APPRENDRE LA VIE AUTREMENT
Les élèves et leurs professeurs accompagnateurs s’embarquent donc pour partir à la rencontre des habitants de Sept-îles, Anticosti, Havre-saint-pierre, Natashquan, Kegasta, La Romaine, Harrington Harbour, Tête-à-la-baleine, Blanc-sablon... En trame de fond ? Le fleuve Saint-laurent. Autant d’escales qui ponctuent l’itinéraire emprunté par le navire, autant de lieux de découverte pour ces élèves devant qui une multitude de chemins s’ouvrent : celui des prochaines années de formation, celui de la carrière, mais aussi celui de la vie. La vraie. « Vivre dans une coquille de noix de 225 pieds de long (presque complètement rénovée), au coeur d’un monde infini et merveilleux, est le centre de nos vies durant le périple, écrivait Normand Boily, en 2005. Nous vivons les différences et la tolérance. Nous vivons «un autre monde chez nous», et cela, au-delà de notre routine trop aseptisée.
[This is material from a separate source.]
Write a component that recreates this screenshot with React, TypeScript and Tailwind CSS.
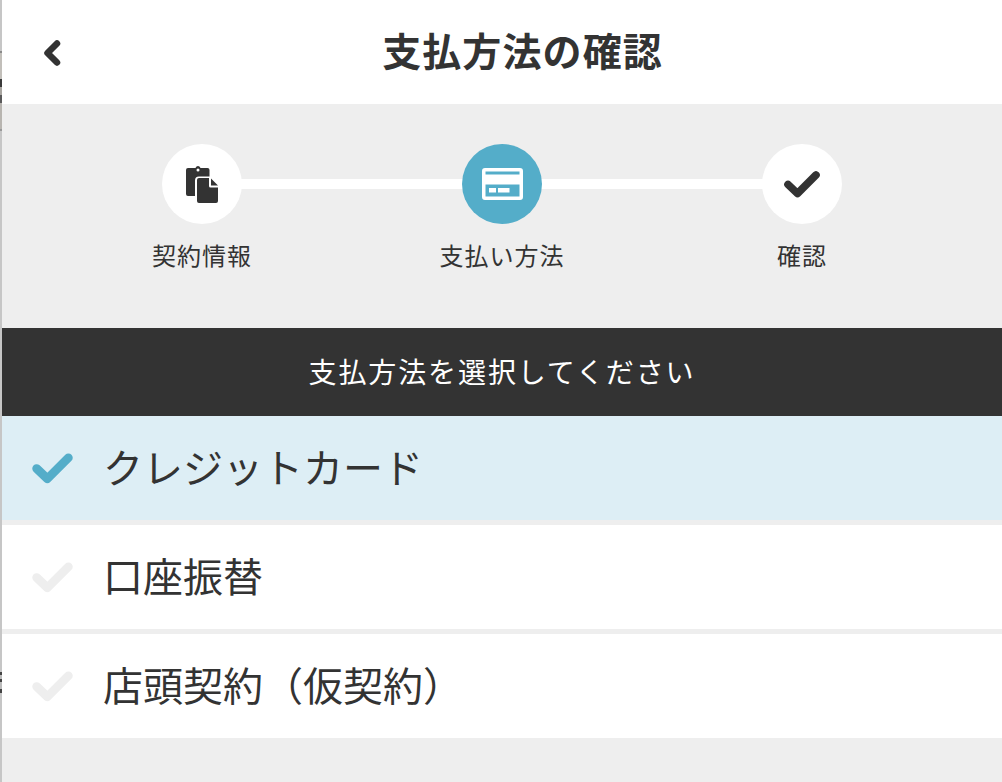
const jp = "font-['Lato','Noto_Sans_CJK_JP',sans-serif]";

// screenshot edge: slim strip of whatever sat behind the page
const edge = [
  { h: 51, c: "#c6c6c6" },
  { h: 2, c: "#8a8a8a" },
  { h: 26, c: "#c2bfba" },
  { h: 8, c: "#3a3a3a" },
  { h: 8, c: "#a8a5a0" },
  { h: 8, c: "#5a5a5a" },
  { h: 26, c: "#b8b5b0" },
  { h: 2, c: "#999999" },
  { h: 541, c: "#c6c6c6" },
  { h: 3, c: "#444444" },
  { h: 4, c: "#bbbbbb" },
  { h: 3, c: "#444444" },
  { h: 7, c: "#bbbbbb" },
  { h: 4, c: "#444444" },
  { h: 89, c: "#c6c6c6" },
];

function Check({ className }: { className: string }) {
  return (
    <svg viewBox="0 0 40 30" className={className} fill="none" stroke="currentColor" strokeWidth="8.5" strokeLinecap="round" strokeLinejoin="round">
      <path d="M4.500 15 L15 25 L35.500 4.500" />
    </svg>
  );
}

function Step({ label, active, children }: { label: string; active?: boolean; children: React.ReactNode }) {
  return (
    <div className="relative flex w-[300px] flex-col items-center">
      <div className={active ? "flex h-20 w-20 items-center justify-center rounded-full bg-[#54adc9]" : "flex h-20 w-20 items-center justify-center rounded-full bg-white"}>
        {children}
      </div>
      <div className="mt-[18px] text-[24px] leading-[28px] tracking-[1px] text-[#333]">{label}</div>
    </div>
  );
}

function Row({ label, selected }: { label: string; selected?: boolean }) {
  return (
    <div className={selected ? "flex h-[104px] items-center bg-[#ddeef5]" : "flex h-[104px] items-center bg-white"}>
      <Check className={selected ? "ml-[30px] h-[31px] w-[41px] text-[#54adc9]" : "ml-[30px] h-[31px] w-[41px] text-[#eeeeee]"} />
      <span className="ml-[30px] text-[40px] leading-[48px] text-[#333]">{label}</span>
    </div>
  );
}

export default function App() {
  return (
    <div className={`${jp} flex h-[782px] w-[1002px] overflow-hidden bg-[#eeeeee]`}>
      <div className="flex h-full w-[2px] shrink-0 flex-col">
        {edge.map((s, i) => (
          <div key={i} style={{ height: s.h, background: s.c }} />
        ))}
      </div>
      <div className="flex min-w-0 flex-1 flex-col">
        <header className="relative flex h-[104px] items-center justify-center bg-white">
          <svg viewBox="0 0 18 26" className="absolute left-[41px] top-[40px] h-[26px] w-[18px] text-[#333]" fill="none" stroke="currentColor" strokeWidth="6.5" strokeLinecap="round" strokeLinejoin="round">
            <path d="M14 3.500 L4.500 13 L14 22.500" />
          </svg>
          <h1 className="ml-[41px] -translate-y-[1px] text-[39px] font-bold leading-[44px] tracking-[1.100px] text-[#333]">支払方法の確認</h1>
        </header>

        <div className="relative flex h-[224px] justify-center pt-10">
          <div className="absolute left-[200px] top-[75px] h-[10px] w-[600px] bg-white" />
          <Step label="契約情報">
            <svg viewBox="0 0 32 37" className="h-[37px] w-[32px]" fill="#333">
              <path fillRule="evenodd" d="M2 2h7.500C10 .7 11 0 12 0s2 .7 2.500 2H21.500a2 2 0 0 1 2 2v6.500H13a4 4 0 0 0-4 4V30H2a2 2 0 0 1-2-2V4a2 2 0 0 1 2-2zM12 2.500a1.500 1.500 0 1 0 0 3 1.500 1.500 0 0 0 0-3z" />
              <path d="M13 12h10v8a1.500 1.500 0 0 0 1.500 1.500H32V35a2 2 0 0 1-2 2H13a2 2 0 0 1-2-2V14a2 2 0 0 1 2-2z" />
              <path d="M25 12.500 L32 19.500 H25z" />
            </svg>
          </Step>
          <Step label="支払い方法" active>
            <svg viewBox="0 0 41 32" className="h-[32px] w-[41px]" fill="none">
              <path fillRule="evenodd" d="M3 0h35a3 3 0 0 1 3 3v26a3 3 0 0 1-3 3H3a3 3 0 0 1-3-3V3a3 3 0 0 1 3-3zM3.500 3.500v3h34v-3zM3.500 16.500v12h34v-12z" fill="#fff" />
              <rect x="7" y="20" width="7" height="4.500" fill="#fff" />
              <rect x="16" y="20" width="11.500" height="4.500" fill="#fff" />
            </svg>
          </Step>
          <Step label="確認">
            <Check className="h-[27px] w-[36px] text-[#333]" />
          </Step>
        </div>

        <div className="flex h-[88px] items-center justify-center bg-[#333] pb-[1px] text-[28px] tracking-[1.900px] text-white">支払方法を選択してください</div>

        <div className="flex flex-col gap-[5px]">
          <Row label="クレジットカード" selected />
          <Row label="口座振替" />
          <Row label="店頭契約（仮契約）" />
        </div>
      </div>
    </div>
  );
}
Pour nous tous, ce voyage de découvertes est un excellent outil pour apprendre à apprendre. » Cette semaine est donc, pour les élèves, mais aussi pour les professeurs, une occasion i nouïe d’apprentissages dans toutes les dimensions de la vie. La géographie du Québec, en parcourant des lieux qu’ils ont survolés « théoriquement », en lisant les manuels et en apprenant à lire des cartes. L’écologie, en investissant de nouveaux territoires recelant une faune variée et différente de celle qu’ils ont pu côtoyer au cours de leur vie. La vie sociale, par l’entraide et la chance de côtoyer des pairs, des enseignants, des habitants de tous les horizons. L’individu, parce que chacun des membres de l’expédition est nécessairement confronté à lui-même, à ses réflexions, à ses valeurs, à ses possibilités et à ses limites. Le chemin parcouru, non seulement celui à bord du navire et dans les municipalités visitées, mais aussi celui à l’intérieur de soi, donne lieu à des découvertes qui seront utiles pour la vie.